Airlines prepare to enter Europe's Emissions Trading Scheme as aviation directive comes into force
Tue 10 Feb 2009 – The directive incorporating aviation into the European Union’s Emissions Trading Scheme (ETS) entered into force last week, obliging EU Member States to pass appropriate legislation and make administrative provisions before 2 February 2010. Aircraft operators flying within or to and from Europe are required to enter into the first phase of the European Commission’s Monitoring, Reporting and Verification (MRV) process. During 2009, operators who fall within the scope of the ETS will have to submit monitoring plans to their relevant ‘competent authority’ or Member State. Meanwhile, Europe’s statistical agency reports that air passenger transport in the EU27 states rose 7.3% in 2007.
To coincide with the ETS directive coming into force, the Commission was due to publish by February 1 a list of aircraft operators covered by the scheme but this has been delayed. The list, which will also include the relevant competent authority for airlines based outside the EU and operating more than one flight to and from a Member State airport per day on average, is due out “shortly”, according to a Commission official involved with the MRV process.
“The timetable presented was a target. So far we are still on track but it is impossible to be 100% sure that this will be achieved as there are many different stakeholders in the decision-making process who all need to participate in and contribute to achieving the timetable,” he explained to GreenAir Online.

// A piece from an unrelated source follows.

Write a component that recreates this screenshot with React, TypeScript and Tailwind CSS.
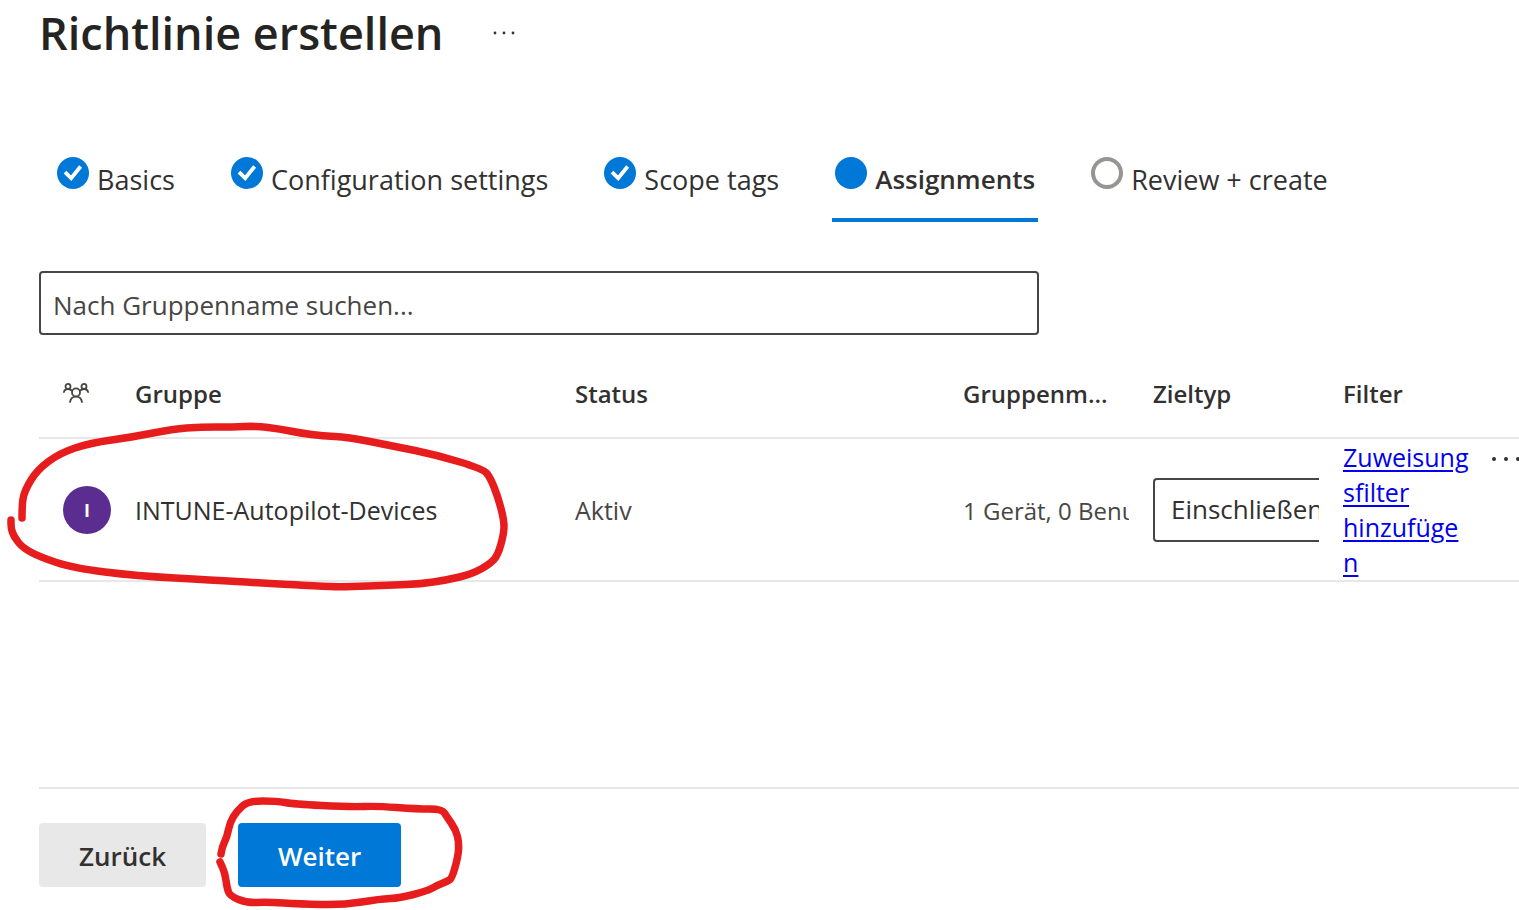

The rest of the timetable for 2009 has been set out as follows:
·June 2009: Commission to adopt MRV guidelines for aircraft operators.
·By August 2: The Commission is to have developed guidelines on the detailed interpretation of the categories of aviation activities to which the ETS directive applies (Annex I of the directive). The Commission is also to decide on historical aviation emissions, based on best available data, including estimates based on actual traffic information. The historical base for the ETS cap is set at the average of the years 2004 to 2006.
·By August 31: Aircraft operators to submit monitoring plans.
·During third quarter 2009: Approval by Member States/Competent Authorities of pre-trading monitoring plans.
·During 2009 (date to be confirmed): Adoption of regulation on auctioning.
Eurostat, the statistical agency for the European Communities, reports that the total number of passengers transported by air in the EU’s 27 Member States totalled 793 million, a rise of 7.3% in 2007 compared to 2006. In 2006, passenger numbers increased by 4.7% over the previous year.
The numbers in 2007 rose in all 27 States, with four eastern European countries – Romania (+41%), Latvia (+27%), Poland (+25%) and Lithuania (+22%) – recording the biggest growth in 2007. The countries with the highest number of air passengers were the United Kingdom (217 million, +3%), Germany (164 million, +6%), Spain (164 million, +9%), France (120 million, +6%) and Italy (106 million, +11%).
Of the total number of passengers transported by air, 22% were carried on domestic flights, 44% on intra-EU27 flights and 34% on extra-EU27 flights.
As airlines prepare for the ETS, the price of carbon allowances (EUAs) is now close to a record low, having declined steadily over the past month by more than 40% to just over €10 ($13). This is partly due to the decline in energy prices like oil but also caused by decreased production in carbon emitting industries leading to companies selling credits they no longer need in order to boost flagging finances.
Since the scheme began in 2005, the carbon price has closely aligned itself to energy prices and is seen by some traders as a hedge against high oil prices.
Carbon market analysts Point Carbon believe the price will recover to the €20 level when production levels eventually increase and as the current phase of trading approaches in 2012, just as the aviation industry enters the ETS. Looking ahead to the next trading period starting in 2013, Point Carbon predicts the price of credits will be pushed considerably higher as lower emissions caps begin to bite.
Other analysts say that a price of €25, or even €45, is necessary to make a real impact and tip the economic balance for companies in favour of making investments in clean technologies and efficiency improvements.
With regard to the impact of the current carbon price on those in the aviation sector considering their ETS strategy, Andrew Pozniak, CEO of consultancy Green Aviation International, says: “The combination of falling carbon prices coupled with the credit crunch is going to significantly reduce investment into carbon origination schemes. This means that when industrial and aviation demand for carbon allowances recovers by 2012 there will unfortunately be a crunch on the supply side and last year’s highs of €34 per tonne could be exceeded. The airlines still having some cash might do well to lock in at today’s prices.”